SHORT TASK => Go through the material and write it all out exactly, minus the pictures.
--- Begin AVAILABLE DATA ---
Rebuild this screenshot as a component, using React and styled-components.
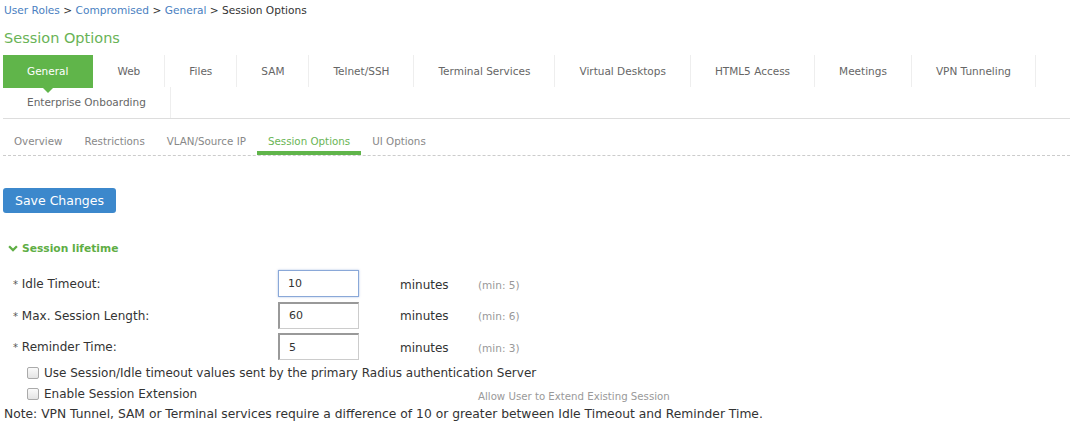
import React from 'react'
import styled, { createGlobalStyle } from 'styled-components'

const GlobalStyle = createGlobalStyle`
  html, body {
    margin: 0;
    padding: 0;
    background: #fff;
  }
  body {
    font-family: "DejaVu Sans", Verdana, sans-serif;
    font-size: 11px;
    color: #333;
  }
`;

const mainTabs = ['General', 'Web', 'Files', 'SAM', 'Telnet/SSH', 'Terminal Services', 'Virtual Desktops', 'HTML5 Access', 'Meetings', 'VPN Tunneling']
const subTabs = ['Overview', 'Restrictions', 'VLAN/Source IP', 'Session Options', 'UI Options']

const fields = [
  { label: 'Idle Timeout:', value: '10', min: 5, focused: true },
  { label: 'Max. Session Length:', value: '60', min: 6 },
  { label: 'Reminder Time:', value: '5', min: 3 },
]

const App = () => {
  return (
    <Page>
      <GlobalStyle />
      <Breadcrumb>
        <a href='#'>User Roles</a> &gt; <a href='#'>Compromised</a> &gt; <a href='#'>General</a> &gt; Session Options
      </Breadcrumb>
      <Title>Session Options</Title>

      <TabBar>
        {mainTabs.map((t, i) => (
          <Tab key={t} $active={i === 0}>{t}</Tab>
        ))}
        <TabBreak />
        <Tab $second>Enterprise Onboarding</Tab>
      </TabBar>

      <SubTabBar>
        {subTabs.map(t => (
          <SubTab key={t} $active={t === 'Session Options'}>{t}</SubTab>
        ))}
      </SubTabBar>

      <SaveButton>Save Changes</SaveButton>

      <SectionHeader>
        <svg width='10' height='8' viewBox='0 0 10 8'>
          <path d='M0.3 2 L1.9 0.4 L5 3.5 L8.1 0.4 L9.7 2 L5 6.7 Z' fill='#5fae45' />
        </svg>
        Session lifetime
      </SectionHeader>

      <Form>
        {fields.map(f => (
          <React.Fragment key={f.label}>
            <Label><Star>*</Star> {f.label}</Label>
            <Cell><Input defaultValue={f.value} $focused={f.focused} /></Cell>
            <Unit>minutes</Unit>
            <Hint>(min: {f.min})</Hint>
          </React.Fragment>
        ))}
        <CheckRow $span>
          <Box /> Use Session/Idle timeout values sent by the primary Radius authentication Server
        </CheckRow>
        <CheckRow>
          <Box /> Enable Session Extension
        </CheckRow>
        <SideNote>Allow User to Extend Existing Session</SideNote>
      </Form>

      <Note>Note: VPN Tunnel, SAM or Terminal services require a difference of 10 or greater between Idle Timeout and Reminder Time.</Note>
    </Page>
  )
}

const Page = styled.div`
  padding: 3px 0 0 3px;
`;

const Breadcrumb = styled.div`
  font-size: 10.6px;
  line-height: 14px;
  padding-left: 1px;
  color: #333;
  a {
    color: #4a7fc1;
    text-decoration: none;
  }
`;

const Title = styled.h1`
  margin: 12px 0 0 1px;
  font-size: 14.5px;
  line-height: 18px;
  font-weight: normal;
  color: #69b356;
`;

const TabBar = styled.div`
  display: flex;
  flex-wrap: wrap;
  margin-top: 8px;
  border-bottom: 1px solid #ddd;
`;

const TabBreak = styled.div`
  flex-basis: 100%;
  height: 0;
`;

const Tab = styled.div`
  position: relative;
  height: ${({ $active, $second }) => ($active ? '33px' : $second ? '31px' : '32px')};
  margin-bottom: ${({ $active }) => ($active ? '-1px' : '0')};
  padding: 0 24px;
  line-height: ${({ $second }) => ($second ? '31px' : '33px')};
  font-size: 10.5px;
  white-space: nowrap;
  color: ${({ $active }) => ($active ? '#fff' : '#666')};
  background: ${({ $active }) => ($active ? '#60b54a' : 'transparent')};
  border-right: 1px solid ${({ $active }) => ($active ? '#60b54a' : '#eee')};
  ${({ $active }) => $active && `
    &::after {
      content: '';
      position: absolute;
      left: 50%;
      bottom: -5px;
      margin-left: -5px;
      border-left: 5px solid transparent;
      border-right: 5px solid transparent;
      border-top: 5px solid #60b54a;
    }
  `}
`;

const SubTabBar = styled.div`
  display: flex;
  margin-top: 14px;
  border-bottom: 1px dashed #ccc;
`;

const SubTab = styled.div`
  padding: 0 11px;
  height: 22px;
  line-height: 16px;
  font-size: 10.3px;
  color: ${({ $active }) => ($active ? '#6ab556' : '#888')};
  border-bottom: 4px solid ${({ $active }) => ($active ? '#60b54a' : 'transparent')};
  box-sizing: border-box;
`;

const SaveButton = styled.button`
  display: block;
  margin-top: 32px;
  width: 113px;
  height: 25px;
  border: none;
  border-radius: 3px;
  background: #3c88cc;
  color: #fff;
  font-family: "DejaVu Sans", Verdana, sans-serif;
  font-size: 12.5px;
  padding: 0;
`;

const SectionHeader = styled.div`
  display: flex;
  align-items: center;
  gap: 4px;
  margin: 29px 0 0 5px;
  font-size: 10.7px;
  font-weight: bold;
  color: #5fae45;
  line-height: 14px;
`;

const Form = styled.div`
  display: grid;
  grid-template-columns: 265px 122px 78px 1fr;
  align-items: center;
  margin: 12px 0 0 10px;
  font-size: 12px;
`;

const Label = styled.div`
  color: #333;
  height: 31.5px;
  line-height: 33px;
`;

const Star = styled.span`
  color: #555;
  font-size: 10px;
`;

const Cell = styled.div`
  height: 31.5px;
  display: flex;
  align-items: center;
`;

const Input = styled.input`
  box-sizing: border-box;
  width: 81px;
  height: 27px;
  padding: 0 9px;
  font-family: "DejaVu Sans", Verdana, sans-serif;
  font-size: 11px;
  color: #333;
  outline: none;
  border: 1px solid ${({ $focused }) => ($focused ? '#8aa8d8' : '#ccc')};
  ${({ $focused }) => $focused
    ? 'box-shadow: 0 0 2px rgba(90,130,200,0.5);'
    : 'border-top: 2px solid #999; border-left: 2px solid #999;'}
`;

const Unit = styled.div`
  color: #333;
  font-size: 12px;
  padding-top: 2px;
`;

const Hint = styled.div`
  color: #999;
  font-size: 10.5px;
  padding-top: 2px;
`;

const CheckRow = styled.div`
  grid-column: ${({ $span }) => ($span ? '1 / -1' : '1 / 4')};
  display: flex;
  align-items: center;
  gap: 5px;
  padding-left: 14px;
  height: 21px;
  color: #333;
  font-size: 12px;
`;

const Box = styled.span`
  display: inline-block;
  width: 10px;
  height: 10px;
  border: 1px solid #aaa;
  border-radius: 2px;
  background: linear-gradient(#fafafa, #e4e4e4);
`;

const SideNote = styled.div`
  color: #999;
  font-size: 10.2px;
  padding-top: 4px;
`;

const Note = styled.div`
  margin: 2px 0 0 1px;
  font-size: 12.3px;
  color: #333;
`;

export default App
--- End AVAILABLE DATA ---
TASK OUTPUT =>
Rebuild this screenshot as a component, using React and styled-components.
import React from 'react'
import styled, { createGlobalStyle } from 'styled-components'

const GlobalStyle = createGlobalStyle`
  html, body {
    margin: 0;
    padding: 0;
    background: #fff;
  }
  body {
    font-family: "DejaVu Sans", Verdana, sans-serif;
    font-size: 11px;
    color: #333;
  }
`;

const mainTabs = ['General', 'Web', 'Files', 'SAM', 'Telnet/SSH', 'Terminal Services', 'Virtual Desktops', 'HTML5 Access', 'Meetings', 'VPN Tunneling']
const subTabs = ['Overview', 'Restrictions', 'VLAN/Source IP', 'Session Options', 'UI Options']

const fields = [
  { label: 'Idle Timeout:', value: '10', min: 5, focused: true },
  { label: 'Max. Session Length:', value: '60', min: 6 },
  { label: 'Reminder Time:', value: '5', min: 3 },
]

const App = () => {
  return (
    <Page>
      <GlobalStyle />
      <Breadcrumb>
        <a href='#'>User Roles</a> &gt; <a href='#'>Compromised</a> &gt; <a href='#'>General</a> &gt; Session Options
      </Breadcrumb>
      <Title>Session Options</Title>

      <TabBar>
        {mainTabs.map((t, i) => (
          <Tab key={t} $active={i === 0}>{t}</Tab>
        ))}
        <TabBreak />
        <Tab $second>Enterprise Onboarding</Tab>
      </TabBar>

      <SubTabBar>
        {subTabs.map(t => (
          <SubTab key={t} $active={t === 'Session Options'}>{t}</SubTab>
        ))}
      </SubTabBar>

      <SaveButton>Save Changes</SaveButton>

      <SectionHeader>
        <svg width='10' height='8' viewBox='0 0 10 8'>
          <path d='M0.3 2 L1.9 0.4 L5 3.5 L8.1 0.4 L9.7 2 L5 6.7 Z' fill='#5fae45' />
        </svg>
        Session lifetime
      </SectionHeader>

      <Form>
        {fields.map(f => (
          <React.Fragment key={f.label}>
            <Label><Star>*</Star> {f.label}</Label>
            <Cell><Input defaultValue={f.value} $focused={f.focused} /></Cell>
            <Unit>minutes</Unit>
            <Hint>(min: {f.min})</Hint>
          </React.Fragment>
        ))}
        <CheckRow $span>
          <Box /> Use Session/Idle timeout values sent by the primary Radius authentication Server
        </CheckRow>
        <CheckRow>
          <Box /> Enable Session Extension
        </CheckRow>
        <SideNote>Allow User to Extend Existing Session</SideNote>
      </Form>

      <Note>Note: VPN Tunnel, SAM or Terminal services require a difference of 10 or greater between Idle Timeout and Reminder Time.</Note>
    </Page>
  )
}

const Page = styled.div`
  padding: 3px 0 0 3px;
`;

const Breadcrumb = styled.div`
  font-size: 10.6px;
  line-height: 14px;
  padding-left: 1px;
  color: #333;
  a {
    color: #4a7fc1;
    text-decoration: none;
  }
`;

const Title = styled.h1`
  margin: 12px 0 0 1px;
  font-size: 14.5px;
  line-height: 18px;
  font-weight: normal;
  color: #69b356;
`;

const TabBar = styled.div`
  display: flex;
  flex-wrap: wrap;
  margin-top: 8px;
  border-bottom: 1px solid #ddd;
`;

const TabBreak = styled.div`
  flex-basis: 100%;
  height: 0;
`;

const Tab = styled.div`
  position: relative;
  height: ${({ $active, $second }) => ($active ? '33px' : $second ? '31px' : '32px')};
  margin-bottom: ${({ $active }) => ($active ? '-1px' : '0')};
  padding: 0 24px;
  line-height: ${({ $second }) => ($second ? '31px' : '33px')};
  font-size: 10.5px;
  white-space: nowrap;
  color: ${({ $active }) => ($active ? '#fff' : '#666')};
  background: ${({ $active }) => ($active ? '#60b54a' : 'transparent')};
  border-right: 1px solid ${({ $active }) => ($active ? '#60b54a' : '#eee')};
  ${({ $active }) => $active && `
    &::after {
      content: '';
      position: absolute;
      left: 50%;
      bottom: -5px;
      margin-left: -5px;
      border-left: 5px solid transparent;
      border-right: 5px solid transparent;
      border-top: 5px solid #60b54a;
    }
  `}
`;

const SubTabBar = styled.div`
  display: flex;
  margin-top: 14px;
  border-bottom: 1px dashed #ccc;
`;

const SubTab = styled.div`
  padding: 0 11px;
  height: 22px;
  line-height: 16px;
  font-size: 10.3px;
  color: ${({ $active }) => ($active ? '#6ab556' : '#888')};
  border-bottom: 4px solid ${({ $active }) => ($active ? '#60b54a' : 'transparent')};
  box-sizing: border-box;
`;

const SaveButton = styled.button`
  display: block;
  margin-top: 32px;
  width: 113px;
  height: 25px;
  border: none;
  border-radius: 3px;
  background: #3c88cc;
  color: #fff;
  font-family: "DejaVu Sans", Verdana, sans-serif;
  font-size: 12.5px;
  padding: 0;
`;

const SectionHeader = styled.div`
  display: flex;
  align-items: center;
  gap: 4px;
  margin: 29px 0 0 5px;
  font-size: 10.7px;
  font-weight: bold;
  color: #5fae45;
  line-height: 14px;
`;

const Form = styled.div`
  display: grid;
  grid-template-columns: 265px 122px 78px 1fr;
  align-items: center;
  margin: 12px 0 0 10px;
  font-size: 12px;
`;

const Label = styled.div`
  color: #333;
  height: 31.5px;
  line-height: 33px;
`;

const Star = styled.span`
  color: #555;
  font-size: 10px;
`;

const Cell = styled.div`
  height: 31.5px;
  display: flex;
  align-items: center;
`;

const Input = styled.input`
  box-sizing: border-box;
  width: 81px;
  height: 27px;
  padding: 0 9px;
  font-family: "DejaVu Sans", Verdana, sans-serif;
  font-size: 11px;
  color: #333;
  outline: none;
  border: 1px solid ${({ $focused }) => ($focused ? '#8aa8d8' : '#ccc')};
  ${({ $focused }) => $focused
    ? 'box-shadow: 0 0 2px rgba(90,130,200,0.5);'
    : 'border-top: 2px solid #999; border-left: 2px solid #999;'}
`;

const Unit = styled.div`
  color: #333;
  font-size: 12px;
  padding-top: 2px;
`;

const Hint = styled.div`
  color: #999;
  font-size: 10.5px;
  padding-top: 2px;
`;

const CheckRow = styled.div`
  grid-column: ${({ $span }) => ($span ? '1 / -1' : '1 / 4')};
  display: flex;
  align-items: center;
  gap: 5px;
  padding-left: 14px;
  height: 21px;
  color: #333;
  font-size: 12px;
`;

const Box = styled.span`
  display: inline-block;
  width: 10px;
  height: 10px;
  border: 1px solid #aaa;
  border-radius: 2px;
  background: linear-gradient(#fafafa, #e4e4e4);
`;

const SideNote = styled.div`
  color: #999;
  font-size: 10.2px;
  padding-top: 4px;
`;

const Note = styled.div`
  margin: 2px 0 0 1px;
  font-size: 12.3px;
  color: #333;
`;

export default App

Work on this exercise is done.